Mountrail County faults Helms for lack of communication: Department approved oil waste disposal near well
STANLEY — Mountrail County leaders told the state’s top oil regulator Tuesday to get his department’s communications in line after an oversight led to a waste pit being located too close to a city’s water well.
Commissioners told Department of Mineral Resources Director Lynn Helms they’d like to have more communication with the state agency about waste sites where drilling cuttings — a waste product of oil development — are buried.
The discussion came after a Department of Mineral Resources field inspector approved of a pit too close to the water well for the city of Ross.
“I just can’t conceive of a failure to communicate something that’s probably been known for years that this is a wellhead protection area,” said Mountrail County Commissioner David Hynek, prompting applause from a standing-room-only crowd.
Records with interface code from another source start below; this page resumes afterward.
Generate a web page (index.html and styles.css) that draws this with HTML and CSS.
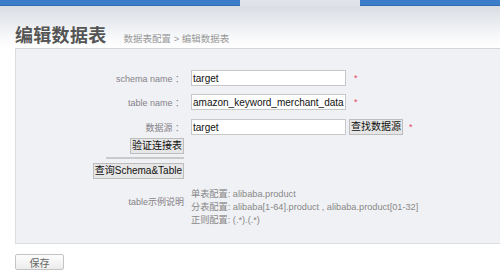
FILE: index.html
```html
<!DOCTYPE html>
<html lang="zh-CN">
<head>
    <meta charset="UTF-8">
    <title>编辑数据表</title>
    <link rel="stylesheet" href="styles.css">
</head>
<body>
<div class="topnav">
    <div class="nav-blue nav-left"></div>
    <div class="nav-tab"></div>
    <div class="nav-blue nav-right"></div>
</div>

<div class="page-head">
    <h1 class="title">编辑数据表</h1>
    <span class="crumbs">数据表配置 &gt; 编辑数据表</span>
</div>

<div class="panel">
    <div class="row">
        <label class="label">schema name ：</label>
        <input class="field" type="text" value="target">
        <span class="star">*</span>
    </div>
    <div class="row">
        <label class="label">table name ：</label>
        <input class="field" type="text" value="amazon_keyword_merchant_data">
        <span class="star">*</span>
    </div>
    <div class="row row-source">
        <label class="label">数据源 ：</label>
        <input class="field" type="text" value="target">
        <button class="btn">查找数据源</button>
        <span class="star">*</span>
    </div>
    <div class="row row-btn">
        <div class="label"><button class="btn">验证连接表</button></div>
    </div>
    <div class="row row-rule">
        <div class="label"><span class="rule"></span></div>
    </div>
    <div class="row row-btn">
        <div class="label"><button class="btn">查询Schema&amp;Table</button></div>
    </div>
    <div class="row row-help">
        <div class="label help-label">table示例说明</div>
        <div class="help">
            <div>单表配置: alibaba.product</div>
            <div>分表配置: alibaba[1-64].product , alibaba.product[01-32]</div>
            <div>正则配置: (.*).(.*)</div>
        </div>
    </div>
</div>

<div class="actions">
    <button class="save">保存</button>
</div>
</body>
</html>
```

FILE: styles.css
```css
* {
    margin: 0;
    padding: 0;
    box-sizing: border-box;
}

body {
    font-family: 'Liberation Sans', 'Noto Sans CJK SC', sans-serif;
    background-color: #fff;
    color: #333;
    width: 500px;
    overflow: hidden;
}

.topnav {
    display: flex;
    height: 6px;
}

.nav-blue {
    background-color: #3b7dc9;
    border-bottom: 1px solid #2f6db5;
}

.nav-left {
    width: 240px;
}

.nav-tab {
    width: 120px;
    background-color: #dfe2e7;
}

.nav-right {
    flex: 1;
}

.page-head {
    display: flex;
    align-items: baseline;
    height: 42px;
    padding: 15px 0 0 15px;
    background: linear-gradient(#d9dde3, #f6f7f9 70%, #fff);
}

.title {
    font-size: 18px;
    font-weight: bold;
    color: #555;
    letter-spacing: 0.3px;
}

.crumbs {
    margin-left: 17px;
    font-size: 9.5px;
    color: #999;
}

.panel {
    margin-left: 15px;
    height: 196px;
    padding-top: 21px;
    background-color: #f0f1f4;
    border: 1px solid #dcdde0;
    border-right: none;
    border-top-color: #d4d5d8;
}

.row {
    display: flex;
    align-items: center;
    height: 16px;
    margin-bottom: 8px;
}

.row:nth-child(2) {
    margin-bottom: 9px;
}

.label {
    width: 169px;
    flex-shrink: 0;
    padding-right: 1px;
    text-align: right;
    font-size: 9px;
    color: #858189;
}

.field {
    width: 155px;
    height: 16px;
    margin-left: 6px;
    padding: 0 1px;
    border: 1px solid #c8c8c8;
    background-color: #fff;
    font-family: inherit;
    font-size: 10px;
    color: #111;
    outline: none;
}

.star {
    margin-left: 8px;
    font-size: 9px;
    color: #e4415f;
}

.row-source {
    margin-bottom: 3px;
}

.row-source .star {
    margin-left: 6px;
}

.btn {
    height: 16px;
    margin-left: 3px;
    padding: 0 1px;
    border: 1px solid #bdbdbd;
    background-color: #e6e6e6;
    font-family: inherit;
    font-size: 10px;
    color: #111;
    line-height: 14px;
}

.row-btn .btn {
    margin-left: 0;
}

.row-btn {
    margin-bottom: 0;
}

.row-rule {
    height: 2px;
    margin: 3px 0 4px;
}

.rule {
    display: block;
    width: 78px;
    height: 2px;
    margin-left: auto;
    background-color: #c9cacc;
}

.row-help {
    align-items: flex-start;
    height: auto;
    margin-top: 9px;
}

.help-label {
    padding-top: 7px;
}

.help {
    margin-left: 6px;
    font-size: 9.2px;
    line-height: 13px;
    color: #888;
}

.actions {
    padding: 9px 0 0 15px;
}

.save {
    width: 49px;
    height: 16px;
    border: 1px solid #c4c4c4;
    border-radius: 2px;
    background: linear-gradient(#fdfdfd, #ececec);
    font-family: inherit;
    font-size: 10px;
    color: #666;
}
```
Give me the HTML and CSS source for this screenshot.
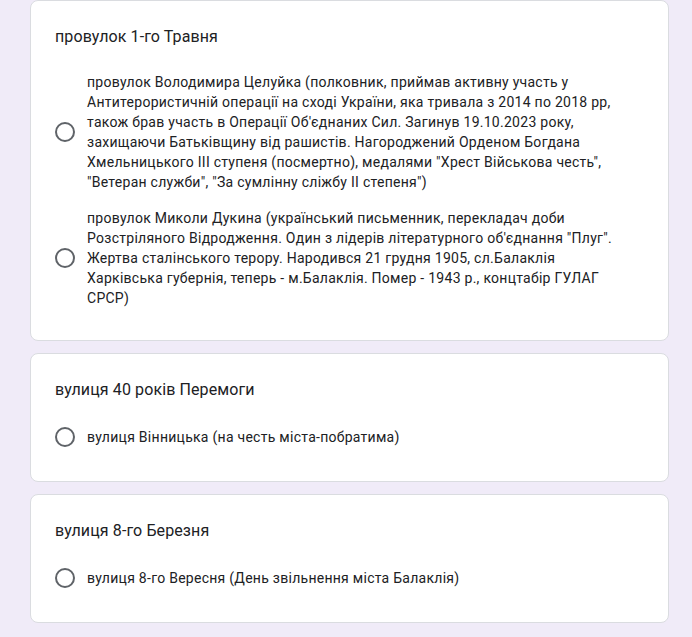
FILE: index.html
```html
<!DOCTYPE html>
<html lang="uk">
<head>
  <meta charset="UTF-8" />
  <meta name="viewport" content="width=device-width, initial-scale=1.0"/>
  <title>Перейменування вулиць</title>
  <link rel="stylesheet" href="styles.css">
</head>
<body>

  <div class="page">

    <!-- Question 1 -->
    <div class="card">
      <div class="question">провулок 1-го Травня</div>
      <div class="options">
        <label class="option">
          <span class="radio-box"><span class="radio"></span></span>
          <span class="option-text">провулок Володимира Целуйка (полковник, приймав активну участь у Антитерористичній операції на сході України, яка тривала з 2014 по 2018 рр, також брав участь в Операції Об'єднаних Сил. Загинув 19.10.2023 року, захищаючи Батьківщину від рашистів. Нагороджений Орденом Богдана Хмельницького ІІІ ступеня (посмертно), медалями "Хрест Військова честь", "Ветеран служби", "За сумлінну сліжбу ІІ степеня")</span>
        </label>
        <label class="option">
          <span class="radio-box"><span class="radio"></span></span>
          <span class="option-text">провулок Миколи Дукина (український письменник, перекладач доби Розстріляного Відродження. Один з лідерів літературного об'єднання "Плуг". Жертва сталінського терору. Народився 21 грудня 1905, сл.Балаклія Харківська губернія, теперь - м.Балаклія. Помер - 1943 р., концтабір ГУЛАГ СРСР)</span>
        </label>
      </div>
    </div>

    <!-- Question 2 -->
    <div class="card">
      <div class="question">вулиця 40 років Перемоги</div>
      <div class="options">
        <label class="option">
          <span class="radio-box"><span class="radio"></span></span>
          <span class="option-text">вулиця Вінницька (на честь міста-побратима)</span>
        </label>
      </div>
    </div>

    <!-- Question 3 -->
    <div class="card">
      <div class="question">вулиця 8-го Березня</div>
      <div class="options">
        <label class="option">
          <span class="radio-box"><span class="radio"></span></span>
          <span class="option-text">вулиця 8-го Вересня (День звільнення міста Балаклія)</span>
        </label>
      </div>
    </div>

  </div>

</body>
</html>
```

FILE: styles.css
```css
body {
  font-family: Roboto, "Noto Sans", Arial, sans-serif;
  background: #f0ebf8;
  margin: 0;
  color: #202124;
}
.page {
  padding: 0 0 20px 30px;
}
.card {
  box-sizing: border-box;
  width: 639px;
  background: #fff;
  border: 1px solid #dadce0;
  border-radius: 8px;
  padding: 24px;
  margin-bottom: 12px;
}
.question {
  font-size: 16px;
  line-height: 24px;
  letter-spacing: 0.1px;
}
.options {
  margin-top: 15px;
}
.option {
  display: flex;
  align-items: center;
  gap: 12px;
  padding: 8px 0;
  cursor: pointer;
}
.radio-box {
  flex: none;
  width: 20px;
  height: 24px;
  display: flex;
  align-items: center;
}
.radio {
  box-sizing: border-box;
  width: 20px;
  height: 20px;
  border: 2px solid #5f6368;
  border-radius: 50%;
}
.option-text {
  font-size: 14px;
  line-height: 20px;
  letter-spacing: 0.27px;
  padding-right: 16px;
}
```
Helms told commissioners he takes full responsibility for the oversight and his department made changes so field inspectors now have access to wellhead protection area maps from the field.
Helms also said the company, Oasis Petroleum, immediately stopped using the pit and has since volunteered to remove the waste and restore the area.
Ross Mayor Wyatt Seibel said he still has questions about the possibility of contamination occurring when the cuttings are removed and whether the pit will be monitored in the future.
“What if the damage has already been done?” Seibel asked.
The issue of how to handle oilfield waste dominated the commission’s meeting Tuesday, including a proposal from a Georgia company that wants to construct a landfill that would be an alternative to cuttings pits.
An average Bakken well will have about 26 semi-loads of drill cuttings that require disposal, Helms said.
If the oil company chooses to dispose of the cuttings by burying them on the drilling location, the North Dakota Industrial Commission has sole jurisdiction over that waste pit.
There is no specific limit to the size of a cuttings pit, but the sites can’t accept material for longer than one year and they must be closed within 30 days of drilling of the last well on the location, Helms said.
Prior to disposal, dry drill cuttings are mixed with an approved stabilizing material such as fly ash so they won’t be permeable to water, Helms said.
“It’s like a cement,” Helms said. “Basically that chunk of cuttings becomes impermeable to water.”
The cuttings pits are monitored from the surface by the North Dakota Industrial Commission for the life of the oil wells, Helms said.
Special waste landfills, which can accept cuttings from multiple sites in addition to other types of waste, have wells to monitor the groundwater around the pit. Those landfills are monitored for at least 30 years after the landfill has closed.
Mountrail County Commission Chairman Arlo Borud said he thinks the state should do more to monitor cuttings pits.
“We’ve got to monitor the outside and underneath to see if there is leakage,” Borud said. “They need to change that. By the time it comes to the top, the problem’s there.”
County officials also said companies are not following through with a state requirement to report the location of cuttings pits to the county recorder’s office.
When Mountrail County resident Ceylon Feiring asked Helms if he would allow a cuttings pit in his backyard, Helms replied “absolutely.”
Helms said state and federal agencies, including the Environmental Protection Agency, have researched disposal of drill cuttings for 30 years and he’s confident North Dakota handles the waste appropriately.
Commissioner Garry Jacobson said he’d like county officials to permit the cuttings pits.
“Right now, we’re left in the dark,” Jacobson said.
Green Group Holdings, a Georgia-based company that has landfills in several states and Guam, is proposing an industrial landfill in Mountrail County that would only accept certain kinds of oilfield wastes, such as drill cuttings and material from oil spills.
Senior vice president Oscar Allen said the landfill would have more robust engineering and monitoring than cuttings pits. The company also plans to work closely with local communities and develop a host contract.
Allen estimates Mountrail County will generate 2.8 million to 5.4 million tons of oilfield waste in the next 15 to 20 years, but currently the county does not have a landfill that can accept oilfield waste.
Some oil companies are moving away from cuttings pits, Allen said, and having a centralized disposal location would give operators that option.
“To put it simply, it will give them the opportunity to make better decisions,” Allen said.
Further discussion of the proposal was postponed until next month so the company can present traffic analysis information. The county has a six-month moratorium on oilfield waste landfills that expires in May to give officials time to study the issue.
“The magnitude of what this decision is going to result in is going to affect our grandchildren’s grandchildren,” said County Planner Don Longmuir.